**YOUR GOAL**
Lines containing the string "React" are to be counted. Write only how many there are.
────
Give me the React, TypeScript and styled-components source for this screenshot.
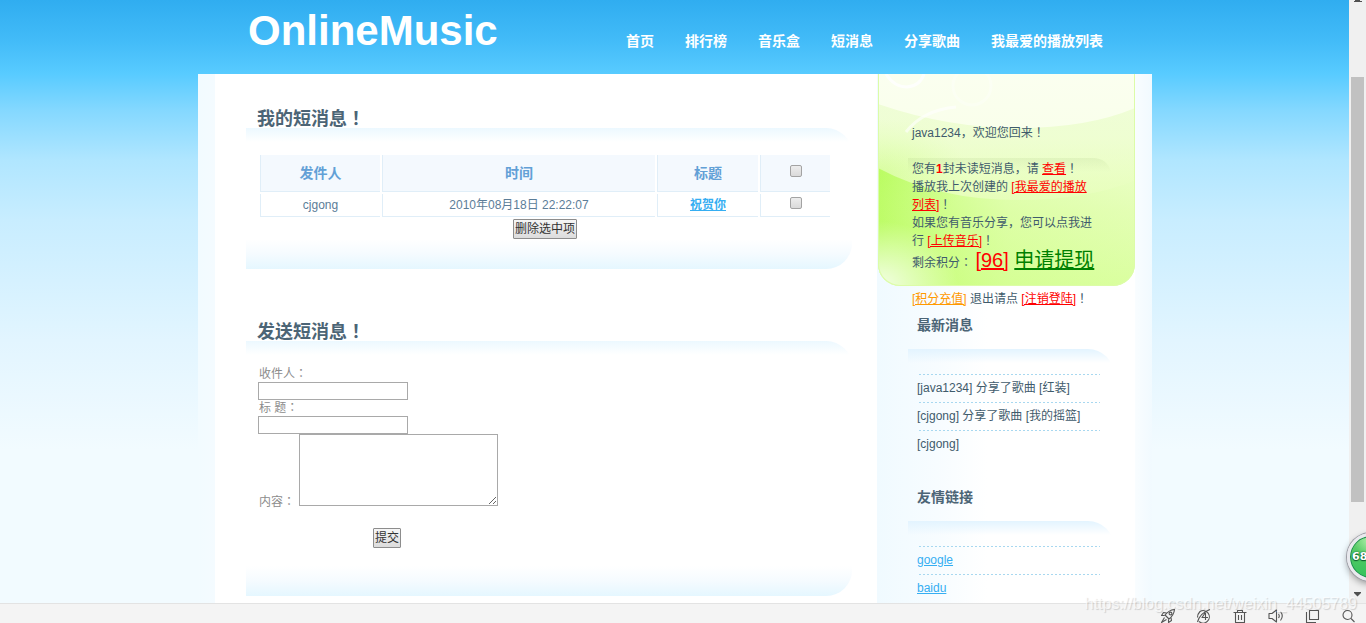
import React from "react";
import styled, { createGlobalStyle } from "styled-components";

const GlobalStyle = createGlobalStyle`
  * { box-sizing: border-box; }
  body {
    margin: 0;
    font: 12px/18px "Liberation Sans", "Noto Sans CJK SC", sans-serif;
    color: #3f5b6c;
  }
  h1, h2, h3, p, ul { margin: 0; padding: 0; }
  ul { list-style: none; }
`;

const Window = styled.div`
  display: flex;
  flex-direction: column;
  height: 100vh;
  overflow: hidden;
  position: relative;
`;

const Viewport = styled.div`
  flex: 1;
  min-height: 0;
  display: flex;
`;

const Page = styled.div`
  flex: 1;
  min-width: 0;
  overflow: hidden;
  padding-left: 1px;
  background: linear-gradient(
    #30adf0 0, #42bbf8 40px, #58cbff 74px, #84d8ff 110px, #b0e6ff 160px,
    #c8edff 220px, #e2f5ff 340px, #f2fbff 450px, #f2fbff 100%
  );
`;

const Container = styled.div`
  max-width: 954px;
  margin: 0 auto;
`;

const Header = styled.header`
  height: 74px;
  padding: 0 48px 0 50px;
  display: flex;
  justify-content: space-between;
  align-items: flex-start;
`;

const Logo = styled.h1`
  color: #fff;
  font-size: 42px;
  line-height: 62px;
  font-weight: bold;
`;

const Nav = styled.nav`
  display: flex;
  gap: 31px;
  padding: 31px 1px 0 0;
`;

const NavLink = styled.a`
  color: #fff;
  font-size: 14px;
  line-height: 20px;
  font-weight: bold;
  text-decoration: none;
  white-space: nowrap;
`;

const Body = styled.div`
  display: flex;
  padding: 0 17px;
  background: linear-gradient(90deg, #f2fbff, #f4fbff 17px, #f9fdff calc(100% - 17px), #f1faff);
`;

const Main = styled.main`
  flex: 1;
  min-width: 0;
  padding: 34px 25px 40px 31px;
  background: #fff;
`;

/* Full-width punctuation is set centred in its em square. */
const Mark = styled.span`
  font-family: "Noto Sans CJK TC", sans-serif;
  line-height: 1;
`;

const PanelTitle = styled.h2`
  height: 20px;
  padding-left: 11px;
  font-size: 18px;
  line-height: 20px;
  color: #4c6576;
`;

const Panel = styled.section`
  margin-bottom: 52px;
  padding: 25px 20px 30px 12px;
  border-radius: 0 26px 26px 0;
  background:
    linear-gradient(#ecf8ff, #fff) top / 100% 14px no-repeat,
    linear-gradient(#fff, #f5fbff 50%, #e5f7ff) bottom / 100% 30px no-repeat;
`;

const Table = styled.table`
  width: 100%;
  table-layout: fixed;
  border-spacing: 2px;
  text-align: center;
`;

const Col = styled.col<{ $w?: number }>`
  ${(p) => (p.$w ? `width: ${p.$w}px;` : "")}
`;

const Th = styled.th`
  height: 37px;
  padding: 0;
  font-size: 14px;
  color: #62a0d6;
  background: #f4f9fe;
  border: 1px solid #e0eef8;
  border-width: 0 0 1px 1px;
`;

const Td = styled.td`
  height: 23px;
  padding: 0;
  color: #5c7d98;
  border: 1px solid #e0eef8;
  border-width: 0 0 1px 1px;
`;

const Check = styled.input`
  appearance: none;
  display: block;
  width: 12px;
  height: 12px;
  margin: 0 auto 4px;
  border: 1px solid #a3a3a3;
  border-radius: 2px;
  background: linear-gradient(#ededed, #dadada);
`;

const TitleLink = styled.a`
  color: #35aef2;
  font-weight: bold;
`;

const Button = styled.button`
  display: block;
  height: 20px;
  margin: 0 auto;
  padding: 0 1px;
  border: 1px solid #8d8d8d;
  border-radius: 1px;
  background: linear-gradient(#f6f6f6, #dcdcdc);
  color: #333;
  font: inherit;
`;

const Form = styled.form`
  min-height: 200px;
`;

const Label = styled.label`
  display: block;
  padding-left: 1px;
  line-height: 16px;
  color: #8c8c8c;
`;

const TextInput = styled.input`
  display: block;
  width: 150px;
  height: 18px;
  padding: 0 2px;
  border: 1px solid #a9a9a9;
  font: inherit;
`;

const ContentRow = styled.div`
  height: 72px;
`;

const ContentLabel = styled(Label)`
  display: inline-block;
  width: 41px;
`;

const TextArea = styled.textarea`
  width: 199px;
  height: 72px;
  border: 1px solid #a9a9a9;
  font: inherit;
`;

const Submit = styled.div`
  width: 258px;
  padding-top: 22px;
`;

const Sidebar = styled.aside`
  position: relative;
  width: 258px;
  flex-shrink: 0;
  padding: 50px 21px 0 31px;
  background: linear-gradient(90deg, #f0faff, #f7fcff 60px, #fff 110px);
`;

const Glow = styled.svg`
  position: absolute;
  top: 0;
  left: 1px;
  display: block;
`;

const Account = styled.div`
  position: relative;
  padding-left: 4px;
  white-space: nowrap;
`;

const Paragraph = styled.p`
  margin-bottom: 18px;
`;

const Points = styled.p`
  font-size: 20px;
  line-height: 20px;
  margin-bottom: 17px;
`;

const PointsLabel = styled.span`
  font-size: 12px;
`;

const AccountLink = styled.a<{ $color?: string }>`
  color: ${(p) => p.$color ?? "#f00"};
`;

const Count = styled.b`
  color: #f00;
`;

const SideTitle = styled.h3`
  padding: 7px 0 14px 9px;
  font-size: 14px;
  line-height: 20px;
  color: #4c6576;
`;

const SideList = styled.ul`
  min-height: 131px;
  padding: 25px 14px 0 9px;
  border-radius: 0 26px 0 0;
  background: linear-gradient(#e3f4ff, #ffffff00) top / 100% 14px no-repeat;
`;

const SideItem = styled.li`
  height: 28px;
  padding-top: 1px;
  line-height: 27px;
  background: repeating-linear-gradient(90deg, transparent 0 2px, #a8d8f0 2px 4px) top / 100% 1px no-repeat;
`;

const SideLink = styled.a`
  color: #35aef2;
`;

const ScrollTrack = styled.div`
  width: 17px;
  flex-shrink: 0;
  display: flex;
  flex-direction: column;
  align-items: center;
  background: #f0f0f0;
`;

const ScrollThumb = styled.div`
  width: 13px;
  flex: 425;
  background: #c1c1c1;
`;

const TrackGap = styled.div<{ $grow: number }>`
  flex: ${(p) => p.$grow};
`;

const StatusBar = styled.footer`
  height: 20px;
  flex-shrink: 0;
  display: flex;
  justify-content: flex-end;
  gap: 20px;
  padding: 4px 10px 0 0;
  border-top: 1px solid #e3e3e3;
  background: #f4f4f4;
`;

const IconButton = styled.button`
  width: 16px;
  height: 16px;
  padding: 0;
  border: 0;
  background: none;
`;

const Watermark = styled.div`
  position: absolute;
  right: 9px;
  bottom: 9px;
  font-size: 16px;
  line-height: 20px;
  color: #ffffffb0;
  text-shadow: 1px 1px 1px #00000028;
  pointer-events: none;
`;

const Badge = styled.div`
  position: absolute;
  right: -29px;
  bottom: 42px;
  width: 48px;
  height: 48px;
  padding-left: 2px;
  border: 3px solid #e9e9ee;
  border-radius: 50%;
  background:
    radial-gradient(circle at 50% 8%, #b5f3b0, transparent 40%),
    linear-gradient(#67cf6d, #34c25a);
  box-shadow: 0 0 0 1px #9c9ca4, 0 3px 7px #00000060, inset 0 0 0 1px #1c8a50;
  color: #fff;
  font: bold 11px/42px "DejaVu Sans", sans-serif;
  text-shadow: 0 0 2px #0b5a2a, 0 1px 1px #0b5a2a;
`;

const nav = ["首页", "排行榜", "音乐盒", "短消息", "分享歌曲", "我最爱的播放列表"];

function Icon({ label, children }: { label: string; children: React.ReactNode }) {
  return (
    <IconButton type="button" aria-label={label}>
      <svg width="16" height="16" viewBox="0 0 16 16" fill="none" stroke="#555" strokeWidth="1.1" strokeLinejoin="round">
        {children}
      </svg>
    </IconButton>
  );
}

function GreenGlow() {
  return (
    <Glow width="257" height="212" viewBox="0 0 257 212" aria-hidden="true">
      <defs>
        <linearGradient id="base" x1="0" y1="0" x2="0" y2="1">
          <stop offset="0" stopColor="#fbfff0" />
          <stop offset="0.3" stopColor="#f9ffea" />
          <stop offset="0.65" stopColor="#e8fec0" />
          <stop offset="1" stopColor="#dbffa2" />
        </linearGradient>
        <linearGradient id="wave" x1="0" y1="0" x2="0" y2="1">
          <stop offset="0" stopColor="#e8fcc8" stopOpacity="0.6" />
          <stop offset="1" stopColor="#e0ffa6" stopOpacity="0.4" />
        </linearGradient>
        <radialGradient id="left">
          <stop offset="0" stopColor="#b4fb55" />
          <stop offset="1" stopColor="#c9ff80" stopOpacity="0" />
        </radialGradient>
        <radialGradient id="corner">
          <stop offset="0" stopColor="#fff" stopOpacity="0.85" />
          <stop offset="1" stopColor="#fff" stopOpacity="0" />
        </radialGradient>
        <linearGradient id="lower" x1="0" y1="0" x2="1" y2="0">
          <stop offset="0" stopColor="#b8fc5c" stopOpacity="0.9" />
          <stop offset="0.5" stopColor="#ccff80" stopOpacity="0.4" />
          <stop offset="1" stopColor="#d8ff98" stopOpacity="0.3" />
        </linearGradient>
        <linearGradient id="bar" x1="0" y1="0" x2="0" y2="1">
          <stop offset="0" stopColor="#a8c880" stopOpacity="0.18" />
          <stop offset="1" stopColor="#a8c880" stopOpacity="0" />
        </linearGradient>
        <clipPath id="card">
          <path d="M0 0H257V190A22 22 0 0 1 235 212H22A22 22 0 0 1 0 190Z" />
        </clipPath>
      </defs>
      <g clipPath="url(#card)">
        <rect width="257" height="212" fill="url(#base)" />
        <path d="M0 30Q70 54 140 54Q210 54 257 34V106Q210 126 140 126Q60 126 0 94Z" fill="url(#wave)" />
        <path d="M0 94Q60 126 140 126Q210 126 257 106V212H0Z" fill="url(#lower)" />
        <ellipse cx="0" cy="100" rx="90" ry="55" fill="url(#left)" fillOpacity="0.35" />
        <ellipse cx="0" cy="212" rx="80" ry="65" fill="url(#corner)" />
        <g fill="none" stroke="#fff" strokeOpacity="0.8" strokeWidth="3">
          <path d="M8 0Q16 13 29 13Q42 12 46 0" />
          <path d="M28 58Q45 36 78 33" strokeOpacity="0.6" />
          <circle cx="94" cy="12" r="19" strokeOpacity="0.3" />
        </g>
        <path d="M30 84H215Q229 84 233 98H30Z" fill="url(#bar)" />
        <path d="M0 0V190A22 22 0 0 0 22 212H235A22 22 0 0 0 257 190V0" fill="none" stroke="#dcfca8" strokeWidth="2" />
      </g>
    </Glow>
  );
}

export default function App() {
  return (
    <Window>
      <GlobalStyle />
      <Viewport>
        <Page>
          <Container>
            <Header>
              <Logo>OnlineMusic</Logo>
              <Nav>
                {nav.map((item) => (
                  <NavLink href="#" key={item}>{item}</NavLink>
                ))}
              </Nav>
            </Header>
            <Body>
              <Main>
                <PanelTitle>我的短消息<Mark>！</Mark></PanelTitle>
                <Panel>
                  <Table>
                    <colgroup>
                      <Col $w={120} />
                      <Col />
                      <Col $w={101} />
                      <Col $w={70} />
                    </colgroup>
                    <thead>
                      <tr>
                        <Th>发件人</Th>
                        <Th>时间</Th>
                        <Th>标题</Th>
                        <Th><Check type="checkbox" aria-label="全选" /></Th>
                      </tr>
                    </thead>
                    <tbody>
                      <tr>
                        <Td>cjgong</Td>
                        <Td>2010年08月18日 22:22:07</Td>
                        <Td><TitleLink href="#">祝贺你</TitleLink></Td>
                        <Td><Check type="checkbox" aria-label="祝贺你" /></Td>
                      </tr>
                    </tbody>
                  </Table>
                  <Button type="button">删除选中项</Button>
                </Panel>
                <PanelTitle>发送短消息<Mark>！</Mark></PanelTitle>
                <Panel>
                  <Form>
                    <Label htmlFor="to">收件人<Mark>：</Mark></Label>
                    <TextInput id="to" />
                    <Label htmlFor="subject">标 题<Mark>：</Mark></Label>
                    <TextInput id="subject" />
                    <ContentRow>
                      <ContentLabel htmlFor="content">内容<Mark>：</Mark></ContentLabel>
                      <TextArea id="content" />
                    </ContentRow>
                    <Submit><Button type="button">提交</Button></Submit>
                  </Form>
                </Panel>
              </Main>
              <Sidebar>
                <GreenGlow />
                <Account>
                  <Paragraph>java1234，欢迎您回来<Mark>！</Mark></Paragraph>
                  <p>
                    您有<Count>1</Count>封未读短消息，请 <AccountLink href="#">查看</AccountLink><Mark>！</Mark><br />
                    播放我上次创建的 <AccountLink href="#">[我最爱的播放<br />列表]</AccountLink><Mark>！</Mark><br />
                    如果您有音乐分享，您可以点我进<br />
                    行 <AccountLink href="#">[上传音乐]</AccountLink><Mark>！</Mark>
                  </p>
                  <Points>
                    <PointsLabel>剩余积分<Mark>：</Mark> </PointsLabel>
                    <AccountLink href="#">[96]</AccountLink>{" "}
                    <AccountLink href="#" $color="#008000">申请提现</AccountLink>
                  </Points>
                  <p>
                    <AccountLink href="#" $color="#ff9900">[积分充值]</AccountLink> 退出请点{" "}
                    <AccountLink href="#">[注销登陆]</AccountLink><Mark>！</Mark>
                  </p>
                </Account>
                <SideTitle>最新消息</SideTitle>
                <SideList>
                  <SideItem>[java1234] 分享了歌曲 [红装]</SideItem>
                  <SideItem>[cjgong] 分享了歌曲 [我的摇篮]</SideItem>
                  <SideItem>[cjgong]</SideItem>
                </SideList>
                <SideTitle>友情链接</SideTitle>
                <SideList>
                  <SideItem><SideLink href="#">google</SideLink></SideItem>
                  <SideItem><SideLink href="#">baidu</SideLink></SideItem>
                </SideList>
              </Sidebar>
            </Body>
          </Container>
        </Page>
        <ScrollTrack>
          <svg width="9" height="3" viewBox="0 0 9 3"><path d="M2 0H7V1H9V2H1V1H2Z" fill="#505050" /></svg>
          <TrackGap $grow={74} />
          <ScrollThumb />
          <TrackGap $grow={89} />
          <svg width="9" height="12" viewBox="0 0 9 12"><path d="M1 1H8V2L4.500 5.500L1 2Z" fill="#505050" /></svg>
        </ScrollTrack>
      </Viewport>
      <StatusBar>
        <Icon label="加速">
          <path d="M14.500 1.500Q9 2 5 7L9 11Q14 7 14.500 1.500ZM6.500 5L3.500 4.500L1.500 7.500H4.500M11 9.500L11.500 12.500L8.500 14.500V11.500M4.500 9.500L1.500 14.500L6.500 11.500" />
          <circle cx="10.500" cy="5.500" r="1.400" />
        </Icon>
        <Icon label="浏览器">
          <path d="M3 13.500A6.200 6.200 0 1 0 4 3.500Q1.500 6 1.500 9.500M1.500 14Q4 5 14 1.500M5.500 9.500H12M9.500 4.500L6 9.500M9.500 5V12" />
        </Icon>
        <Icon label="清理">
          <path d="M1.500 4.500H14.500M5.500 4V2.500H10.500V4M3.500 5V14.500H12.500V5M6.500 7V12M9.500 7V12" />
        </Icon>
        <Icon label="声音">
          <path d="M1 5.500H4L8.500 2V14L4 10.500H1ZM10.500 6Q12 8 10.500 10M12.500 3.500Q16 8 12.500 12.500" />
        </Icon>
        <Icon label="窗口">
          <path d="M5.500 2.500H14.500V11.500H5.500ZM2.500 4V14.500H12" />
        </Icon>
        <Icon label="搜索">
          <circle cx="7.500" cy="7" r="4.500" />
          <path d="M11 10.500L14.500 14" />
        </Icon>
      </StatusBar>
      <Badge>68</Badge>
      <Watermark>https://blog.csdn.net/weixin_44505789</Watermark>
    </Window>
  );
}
────
**THE REPLY**
3